I just listened to a podcast interview with Howard Knopf who described how Canadian copyright is actually stronger that American, contrary to what lobbyists are telling everyone. So why worry about adopting US thinking? Canadian schools but not American pay copyright for your kids to read books, see movies, etc. Proliferation of copyright fee harvesters in Canada. Excessive copyright lifespan which usually only benefits corporations instead of the artist. Small businesses in US are exempt. Parody is not allowed. Canadian laws are so tight that technology in delayed getting here. In fact, some examples seemed rather anal, although I'm sure there are lofty sounding reasons and maybe a bit of reality in our smaller market.
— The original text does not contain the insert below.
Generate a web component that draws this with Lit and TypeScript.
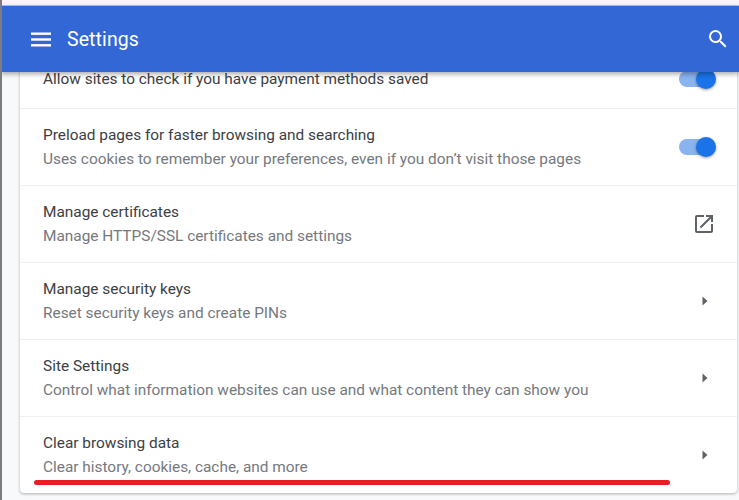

Apparently all this fee grabbing yields very little actual benefit for the artist, which is the original intent, no?

I'm not sure if the podcast is on CBC or TVO but here is a link to the original blog.


This article wants me to write all and sundry and sort of assumes I already know what is at stake - just seems to be anti American screed. I guess the main issue is allowing some kind of fair use. I've heard a lot of arguments over the years as to why the music industry paranoia is misplaced, that allowing kids to copy songs or games actually improves artists' overall prospects, but who am I to say?

The one thing I'm fairly clear on is that we must defend so called net neutrality and openness in general.

Can somebody chime in here and tell us what its all about.